Sister Faustina belonged to Poland’s Congregation of Sisters of Our Lady of Mercy. She was a sister of the 20th century, practicing and journaling her faith journey in the 1930s. In 1931, she started receiving visions and messages from Jesus. During her conversations with Jesus, He asked that she record the messages He provided. Obediently, she wrote the messages down. Today, this work is known as the “Diary of Saint Maria Faustina Kowalski.”

Sister Faustina saw Jesus clothed in a white garment with His right hand raised in blessing while His left hand touched the area of His heart. Two rays came from the heart, one of red and the other white. Jesus directed her to record the image with the words, “Jesus, I Trust in You.”

The two rays denote blood and water. The pale ray stands for the Water, which makes souls righteous. The red ray stands for the Blood, which is the life of souls. These two rays issued forth from the depths of My tender Mercy when My agonized Heart was opened by a lance on the Cross. Happy is the one who will dwell in their shelter, for the just hand of God shall not lay hold of him (299). By means of this image, I shall grant many graces to souls. It is to be a reminder of the demands of My Mercy because even the strongest faith is of no avail without works – Diary of St. Faustina (742).

The above refers to the rite of Baptism and receiving the Holy Eucharist.

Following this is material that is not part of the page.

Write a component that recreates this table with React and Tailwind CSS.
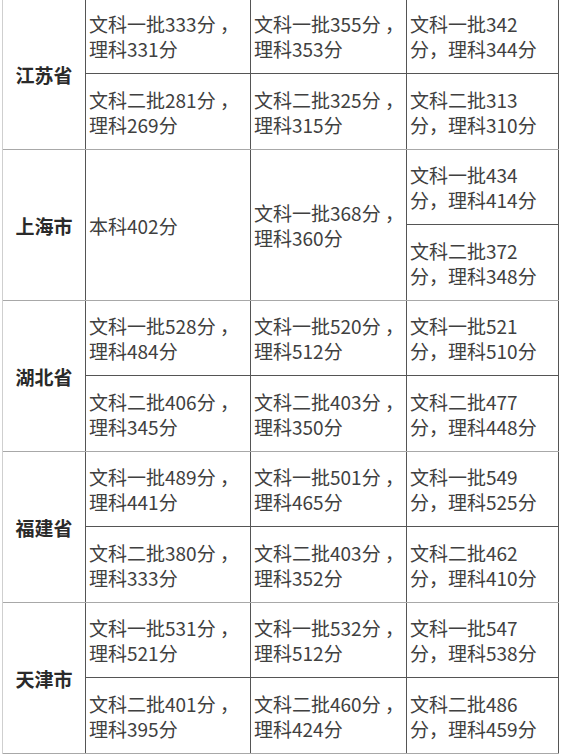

According to St. Faustina’s Diary, Jesus Christ made a special promise, which she was to communicate to the whole world (Diary, 699):
My daughter, tell the whole world about My Inconceivable Mercy. I desire that the Feast of Mercy be a refuge and shelter for all souls, and especially for poor sinner. I pour out a whole ocean of graces upon those souls approach the fount of My Mercy.

Pope John Paul II at St. Peter’s in Rome in 2000 canonized St. Maria Faustina Kowalska on Divine Mercy Sunday, and the Feast was officially declared.